WELLINGTON (Reuters) – New Zealand will send 14 new diplomats to the Pacific region next year, Foreign Minister Winston Peters said on Tuesday, the latest move by Western governments to counter China’s growing influence in the strategic region.
The additional staff will be based in Samoa, Tonga, Fiji, Vanuatu, Papua New Guinea, Solomon Islands, Kiribati, and the U.S. state of Hawaii, Peters said in a statement.
The move comes amid growing Western concerns about China’s influence in the South Pacific through its Belt and Road initiative, which dominated a recent Asia Pacific Economic Co-operation (APEC) summit hosted by Papua New Guinea.
“These new positions are a first step in demonstrating New Zealand is committed to the Pacific to help it be … safer and more prosperous and enhancing New Zealand’s voice in a region,” Peters said.
The jobs will be advertised by the end of this year and the new posts expected to be filled by the middle of 2019, Peters’ office said.

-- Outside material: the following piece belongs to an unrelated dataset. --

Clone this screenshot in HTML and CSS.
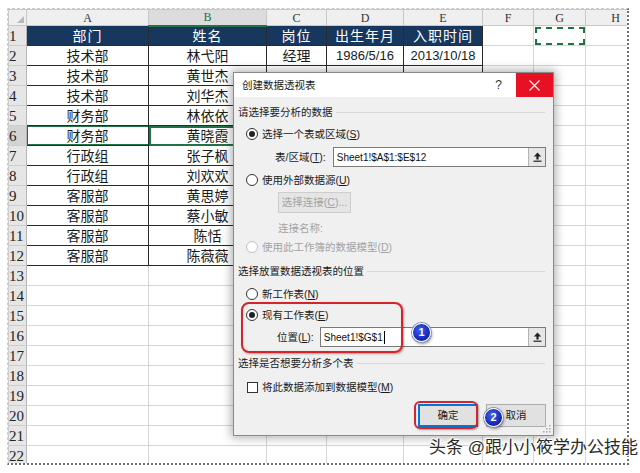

New Zealand is also sending four additional diplomats to Japan, the United States, the European Union and China to coordinate policy on the Pacific region, Peters said.

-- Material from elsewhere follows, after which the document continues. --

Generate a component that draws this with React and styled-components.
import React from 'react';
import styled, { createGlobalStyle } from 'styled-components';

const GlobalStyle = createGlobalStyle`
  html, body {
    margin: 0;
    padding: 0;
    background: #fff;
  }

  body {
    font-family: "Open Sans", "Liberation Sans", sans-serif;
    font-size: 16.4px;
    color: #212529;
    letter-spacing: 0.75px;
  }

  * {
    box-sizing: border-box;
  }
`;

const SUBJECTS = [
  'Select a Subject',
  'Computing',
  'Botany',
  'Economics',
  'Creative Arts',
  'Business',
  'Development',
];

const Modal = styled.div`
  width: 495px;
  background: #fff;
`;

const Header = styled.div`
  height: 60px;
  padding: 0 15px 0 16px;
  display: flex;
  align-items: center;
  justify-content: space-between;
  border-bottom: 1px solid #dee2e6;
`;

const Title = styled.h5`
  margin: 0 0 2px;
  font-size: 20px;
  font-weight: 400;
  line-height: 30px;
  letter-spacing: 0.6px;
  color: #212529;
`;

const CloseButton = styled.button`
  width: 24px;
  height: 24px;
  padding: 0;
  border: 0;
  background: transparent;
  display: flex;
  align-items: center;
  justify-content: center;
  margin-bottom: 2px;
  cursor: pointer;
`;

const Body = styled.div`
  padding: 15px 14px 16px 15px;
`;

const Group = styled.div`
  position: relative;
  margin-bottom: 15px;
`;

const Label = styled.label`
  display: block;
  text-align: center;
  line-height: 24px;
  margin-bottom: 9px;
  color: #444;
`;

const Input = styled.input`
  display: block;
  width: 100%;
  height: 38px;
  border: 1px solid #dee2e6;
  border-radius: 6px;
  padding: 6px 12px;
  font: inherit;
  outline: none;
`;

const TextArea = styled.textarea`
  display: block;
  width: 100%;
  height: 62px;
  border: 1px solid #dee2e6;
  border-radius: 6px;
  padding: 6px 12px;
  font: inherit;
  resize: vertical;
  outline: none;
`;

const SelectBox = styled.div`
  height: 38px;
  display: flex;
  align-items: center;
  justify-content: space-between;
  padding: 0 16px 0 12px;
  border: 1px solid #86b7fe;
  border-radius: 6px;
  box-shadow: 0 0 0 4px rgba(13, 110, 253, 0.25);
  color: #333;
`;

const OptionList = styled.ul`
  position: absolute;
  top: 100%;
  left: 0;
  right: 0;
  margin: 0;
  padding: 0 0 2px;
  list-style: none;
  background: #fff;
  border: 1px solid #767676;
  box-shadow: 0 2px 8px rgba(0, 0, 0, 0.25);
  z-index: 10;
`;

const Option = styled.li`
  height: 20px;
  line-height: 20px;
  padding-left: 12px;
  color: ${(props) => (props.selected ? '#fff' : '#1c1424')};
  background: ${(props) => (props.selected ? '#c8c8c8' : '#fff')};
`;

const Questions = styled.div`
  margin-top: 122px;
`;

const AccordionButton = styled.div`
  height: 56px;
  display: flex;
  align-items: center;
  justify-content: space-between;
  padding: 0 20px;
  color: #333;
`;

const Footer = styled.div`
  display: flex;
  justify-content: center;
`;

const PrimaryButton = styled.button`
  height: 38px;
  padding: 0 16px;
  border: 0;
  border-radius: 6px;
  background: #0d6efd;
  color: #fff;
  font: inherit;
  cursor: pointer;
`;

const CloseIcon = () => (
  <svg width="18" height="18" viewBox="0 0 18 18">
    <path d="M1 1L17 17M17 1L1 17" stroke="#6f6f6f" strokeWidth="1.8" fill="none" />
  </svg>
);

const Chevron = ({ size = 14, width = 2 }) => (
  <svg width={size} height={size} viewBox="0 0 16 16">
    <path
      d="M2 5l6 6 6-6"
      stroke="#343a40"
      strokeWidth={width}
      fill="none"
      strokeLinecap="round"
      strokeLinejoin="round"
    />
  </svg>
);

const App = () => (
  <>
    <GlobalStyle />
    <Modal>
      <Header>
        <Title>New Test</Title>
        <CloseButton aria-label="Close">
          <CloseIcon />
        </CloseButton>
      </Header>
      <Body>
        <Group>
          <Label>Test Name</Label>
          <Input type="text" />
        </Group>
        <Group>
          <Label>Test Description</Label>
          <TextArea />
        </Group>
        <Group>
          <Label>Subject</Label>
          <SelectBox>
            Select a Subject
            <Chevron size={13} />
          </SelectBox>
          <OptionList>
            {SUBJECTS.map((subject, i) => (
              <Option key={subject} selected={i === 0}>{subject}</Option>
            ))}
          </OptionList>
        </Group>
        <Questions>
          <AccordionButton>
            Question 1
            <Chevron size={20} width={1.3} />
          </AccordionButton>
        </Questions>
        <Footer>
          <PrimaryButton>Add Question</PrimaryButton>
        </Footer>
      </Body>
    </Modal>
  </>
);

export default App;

The United States, Australia, France and Britain are opening new embassies, adding more staff and engaging with leaders of island nations more often in a bid to counter China’s rising influence.
Competition between the United States and China over the Pacific was thrown into focus at APEC in November with the United States and its Western allies launching a coordinated response to China’s Belt and Road program.